### DATASET EXCERPT
# # #

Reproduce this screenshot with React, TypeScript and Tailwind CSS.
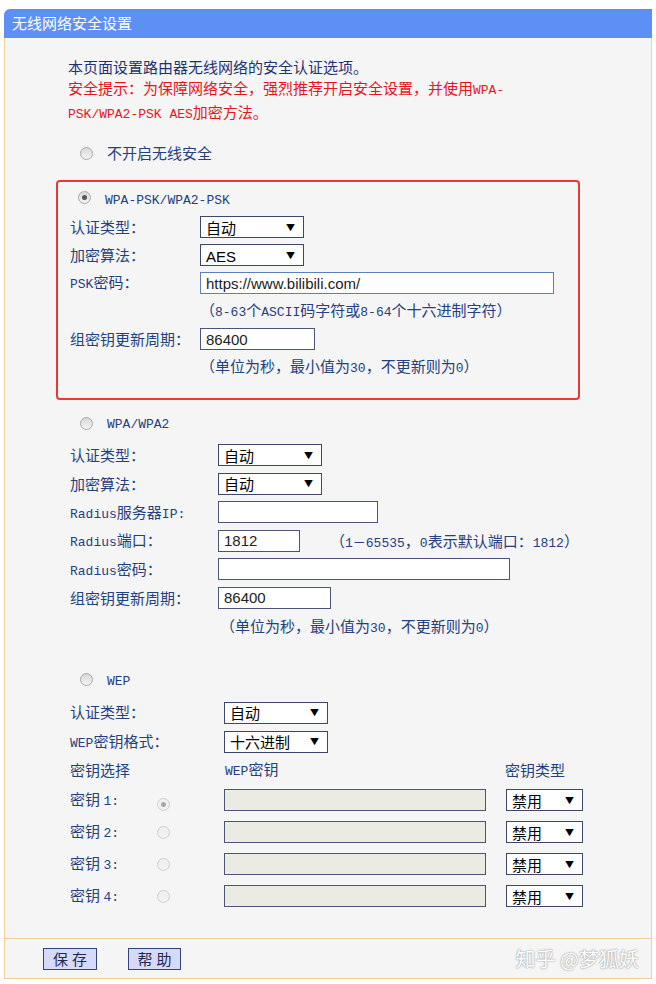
import React from 'react';

const cjk = "font-['Noto_Sans_CJK_SC',sans-serif]";

// half-width ASCII, like the router's SimSun latin glyphs
const A: React.FC<{ children: React.ReactNode }> = ({ children }) => (
  <span className="font-['Liberation_Mono','Noto_Sans_CJK_SC',monospace] text-[13px]">{children}</span>
);

const Radio: React.FC<{ checked?: boolean; disabled?: boolean }> = ({ checked, disabled }) => (
  <span
    className={`inline-flex items-center justify-center w-[13px] h-[13px] rounded-full border shrink-0 ${
      disabled ? 'border-[#cfcfcf] bg-[#f1f1f1]' : 'border-[#a9a9a9] bg-gradient-to-b from-[#d8d8d8] to-[#f4f4f4]'
    }`}
  >
    {checked && <span className={`w-[5px] h-[5px] rounded-full ${disabled ? 'bg-[#a8a8a8]' : 'bg-[#555]'}`} />}
  </span>
);

const Select: React.FC<{ value: string; w: string }> = ({ value, w }) => (
  <div className={`${w} h-[22px] bg-white border-[1.5px] border-[#3b4868] flex items-center justify-between pl-[5px] pr-[8px]`}>
    <span className="font-['Liberation_Sans','Noto_Sans_CJK_SC',sans-serif] text-[15px] text-black leading-none pt-[2px]">{value}</span>
    <span className="text-[9px] text-black leading-none">▼</span>
  </div>
);

const Input: React.FC<{ value?: string; w: string; grey?: boolean; blue?: boolean }> = ({ value, w, grey, blue }) => (
  <div
    className={`${w} h-[22px] border-[1.5px] flex items-center pl-[5px] ${
      grey ? 'bg-[#ebebe3] border-[#4a5577]' : 'bg-white'
    } ${blue ? 'border-[#5d7fc0]' : grey ? '' : 'border-[#4a5577]'}`}
  >
    <span className="font-['Liberation_Sans',sans-serif] text-[15px] text-[#222] leading-none">{value}</span>
  </div>
);

const Row: React.FC<{ label?: React.ReactNode; lw: string; h: string; children?: React.ReactNode }> = ({ label, lw, h, children }) => (
  <div className={`flex items-center ${h}`}>
    <div className={`${lw} shrink-0 text-[15px] text-[#24407e]`}>{label}</div>
    {children}
  </div>
);

const Hint: React.FC<{ children: React.ReactNode }> = ({ children }) => (
  <span className="text-[15px] text-[#24407e] whitespace-nowrap">{children}</span>
);

const RadioRow: React.FC<{ checked?: boolean; children: React.ReactNode; h: string }> = ({ checked, children, h }) => (
  <div className={`flex items-center gap-[14px] pl-[10px] ${h}`}>
    <Radio checked={checked} />
    <span className="text-[#24407e] text-[15px]">{children}</span>
  </div>
);

export default function App() {
  return (
    <div className={`w-[656px] h-[984px] bg-white pt-[9px] px-[4px] ${cjk}`}>
      <div className="relative w-[648px] h-[970px] flex flex-col">
        {/* title bar */}
        <div className="h-[29px] bg-[#5d8ff5] rounded-tl-[6px] flex items-center pl-[8px]">
          <span className="text-white text-[15px]">无线网络安全设置</span>
        </div>

        <div className="flex-1 flex flex-col border-x border-[#f2cd96] bg-[#f5f5f5] pl-[65px] pt-[18px]">
          <div className="text-[15px] leading-[21px] -ml-[2px]">
            <div className="text-[#1e3270]">本页面设置路由器无线网络的安全认证选项。</div>
            <div className="text-[#e8141e]">
              安全提示：为保障网络安全，强烈推荐开启安全设置，并使用<A>WPA-</A>
            </div>
            <div className="text-[#e8141e]">
              <A>PSK/WPA2-PSK AES</A>加密方法。
            </div>
          </div>

          <div className="mt-[17px]">
            <RadioRow h="h-[22px]">不开启无线安全</RadioRow>
          </div>

          {/* WPA-PSK/WPA2-PSK, marked in red */}
          <div className="mt-[16px] -ml-[14px] w-[524px] border-[2.5px] border-[#e53935] rounded-[4px] pl-[12px] pb-[17px]">
            <div className="h-[31px] flex items-center -ml-[2px]">
              <div className="flex items-center gap-[14px] pl-[10px]">
                <Radio checked />
                <span className="text-[#24407e]"><A>WPA-PSK/WPA2-PSK</A></span>
              </div>
            </div>
            <Row lw="w-[130px]" h="h-[28px]" label="认证类型：">
              <Select value="自动" w="w-[104px]" />
            </Row>
            <Row lw="w-[130px]" h="h-[28px]" label="加密算法：">
              <Select value="AES" w="w-[104px]" />
            </Row>
            <Row lw="w-[130px]" h="h-[28px]" label={<><A>PSK</A>密码：</>}>
              <Input value="https://www.bilibili.com/" w="w-[354px]" blue />
            </Row>
            <Row lw="w-[130px]" h="h-[28px]">
              <Hint>（<A>8-63</A>个<A>ASCII</A>码字符或<A>8-64</A>个十六进制字符）</Hint>
            </Row>
            <Row lw="w-[130px]" h="h-[28px]" label="组密钥更新周期：">
              <Input value="86400" w="w-[115px]" />
            </Row>
            <Row lw="w-[130px]" h="h-[28px]">
              <Hint>（单位为秒，最小值为<A>30</A>，不更新则为<A>0</A>）</Hint>
            </Row>
          </div>

          {/* WPA/WPA2 */}
          <div className="mt-[11px]">
            <RadioRow h="h-[24px]"><A>WPA/WPA2</A></RadioRow>
          </div>
          <div className="mt-[6px]">
            <Row lw="w-[148px]" h="h-[28.5px]" label="认证类型：">
              <Select value="自动" w="w-[104px]" />
            </Row>
            <Row lw="w-[148px]" h="h-[28.5px]" label="加密算法：">
              <Select value="自动" w="w-[104px]" />
            </Row>
            <Row lw="w-[148px]" h="h-[28.5px]" label={<><A>Radius</A>服务器<A>IP:</A></>}>
              <Input w="w-[160px]" />
            </Row>
            <Row lw="w-[148px]" h="h-[28.5px]" label={<><A>Radius</A>端口：</>}>
              <Input value="1812" w="w-[82px]" />
              <span className="ml-[30px]">
                <Hint>（<A>1－65535</A>，<A>0</A>表示默认端口：<A>1812</A>）</Hint>
              </span>
            </Row>
            <Row lw="w-[148px]" h="h-[28.5px]" label={<><A>Radius</A>密码：</>}>
              <Input w="w-[292px]" />
            </Row>
            <Row lw="w-[148px]" h="h-[28.5px]" label="组密钥更新周期：">
              <Input value="86400" w="w-[113px]" />
            </Row>
            <Row lw="w-[150px]" h="h-[28.5px]">
              <Hint>（单位为秒，最小值为<A>30</A>，不更新则为<A>0</A>）</Hint>
            </Row>
          </div>

          {/* WEP */}
          <div className="mt-[27px]">
            <RadioRow h="h-[24px]"><A>WEP</A></RadioRow>
          </div>
          <div className="mt-[6.5px]">
            <Row lw="w-[154px]" h="h-[29px]" label="认证类型：">
              <Select value="自动" w="w-[104px]" />
            </Row>
            <Row lw="w-[154px]" h="h-[29px]" label={<><A>WEP</A>密钥格式：</>}>
              <Select value="十六进制" w="w-[104px]" />
            </Row>
            <div className="flex items-center h-[28px] text-[15px] text-[#24407e]">
              <div className="w-[155px] shrink-0">密钥选择</div>
              <div className="w-[280px] shrink-0"><A>WEP</A>密钥</div>
              <div>密钥类型</div>
            </div>
            {[1, 2, 3, 4].map((n) => (
              <div key={n} className="flex items-center h-[32px]">
                <div className="w-[87px] shrink-0 text-[15px] text-[#24407e]">
                  密钥 <A>{n}:</A>
                </div>
                <div className="w-[67px] shrink-0">
                  <Radio checked={n === 1} disabled />
                </div>
                <Input w="w-[262px]" grey />
                <div className="ml-[20px]">
                  <Select value="禁用" w="w-[77px]" />
                </div>
              </div>
            ))}
          </div>
        </div>

        {/* footer */}
        <div className="h-[41px] border border-[#f2cd96] bg-[#f5f5f5] flex items-center pl-[38px] gap-[31px]">
          <button className="w-[54px] h-[22px] bg-[#d6daf8] border-[1.5px] border-[#34427a] text-[15px] text-[#1e2a55] tracking-[4px] pl-[4px] leading-none">
            保存
          </button>
          <button className="w-[53px] h-[22px] bg-[#d6daf8] border-[1.5px] border-[#34427a] text-[15px] text-[#1e2a55] tracking-[4px] pl-[4px] leading-none">
            帮助
          </button>
          <span className="ml-auto mr-[12px] text-[20px] text-white [text-shadow:0_0_2px_#9a9a9a,0_0_1px_#9a9a9a]">
            知乎 @梦狐妖
          </span>
        </div>
      </div>
    </div>
  );
}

# # #

### WORK TO BE COMPLETED
Find each line that has the word "React", then copy it out.

### WRITTEN SOLUTION
Reproduce this screenshot with React, TypeScript and Tailwind CSS.
import React from 'react';
const A: React.FC<{ children: React.ReactNode }> = ({ children }) => (
const Radio: React.FC<{ checked?: boolean; disabled?: boolean }> = ({ checked, disabled }) => (
const Select: React.FC<{ value: string; w: string }> = ({ value, w }) => (
const Input: React.FC<{ value?: string; w: string; grey?: boolean; blue?: boolean }> = ({ value, w, grey, blue }) => (
const Row: React.FC<{ label?: React.ReactNode; lw: string; h: string; children?: React.ReactNode }> = ({ label, lw, h, children }) => (
const Hint: React.FC<{ children: React.ReactNode }> = ({ children }) => (
const RadioRow: React.FC<{ checked?: boolean; children: React.ReactNode; h: string }> = ({ checked, children, h }) => (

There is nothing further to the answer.